Esse, no entanto, estava longe de ser o principal aprendizado do dia. Houve outros, um deles óbvio mas muito útil: o de que há muitas maneiras de enxergar a mesma coisa. O segundo: como palestrante diante de uma plateia de cegos, eu, sem perceber, estava sendo condescendente. Em vez de acolhê-los, tinha um pouco de piedade, um erro crucial, uma vez que os diminuía como pessoas. Eu tomava mais cuidado com a fala, pronunciava de modo mais enfático e pausado, parecia que eu temia que eles não pudessem me entender. Mas não eram eles que não sabiam ouvir. Eu é que não sabia falar com eles.
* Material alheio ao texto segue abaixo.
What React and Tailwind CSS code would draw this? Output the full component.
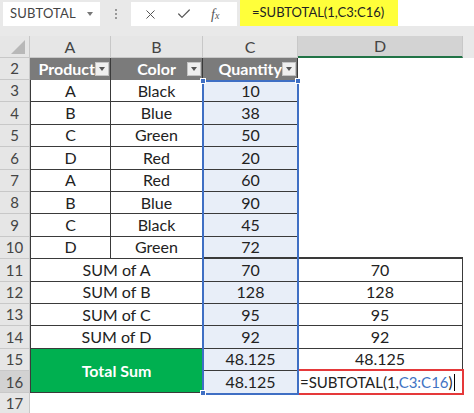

Em certo momento, perguntei se eles se lembravam de uma cena do filme ET, dirigido por Steven Spielberg, aquela em que o dedo do garoto encontra o dedo do ET, do mesmo modo que o dedo de Deus encontra o dedo de Adão na pintura que Michelangelo fez no teto da Capela Sistina. “Não, professor”, me disse uma das pessoas da plateia, “nós não podemos nos lembrar, pois nunca vimos a cena”. Pedi desculpas e o mesmo homem me disse: “Professor, não peça desculpas. Explique-nos a cena. Nós não enxergamos mas temos imaginação”. Foi um jeito elegante de dizer “professor, não vemos mas não somos tontos”. Mesmo assim, eu ainda cometia deslizes de linguagem. Dizia coisas como “vejam bem…”. E eles riam. Não um riso nervoso ou encabulado, e sim um riso piedoso – com piedade de mim –, como se quisessem dizer “ah, pobre moço, ah, se ele soubesse o que eu sei”.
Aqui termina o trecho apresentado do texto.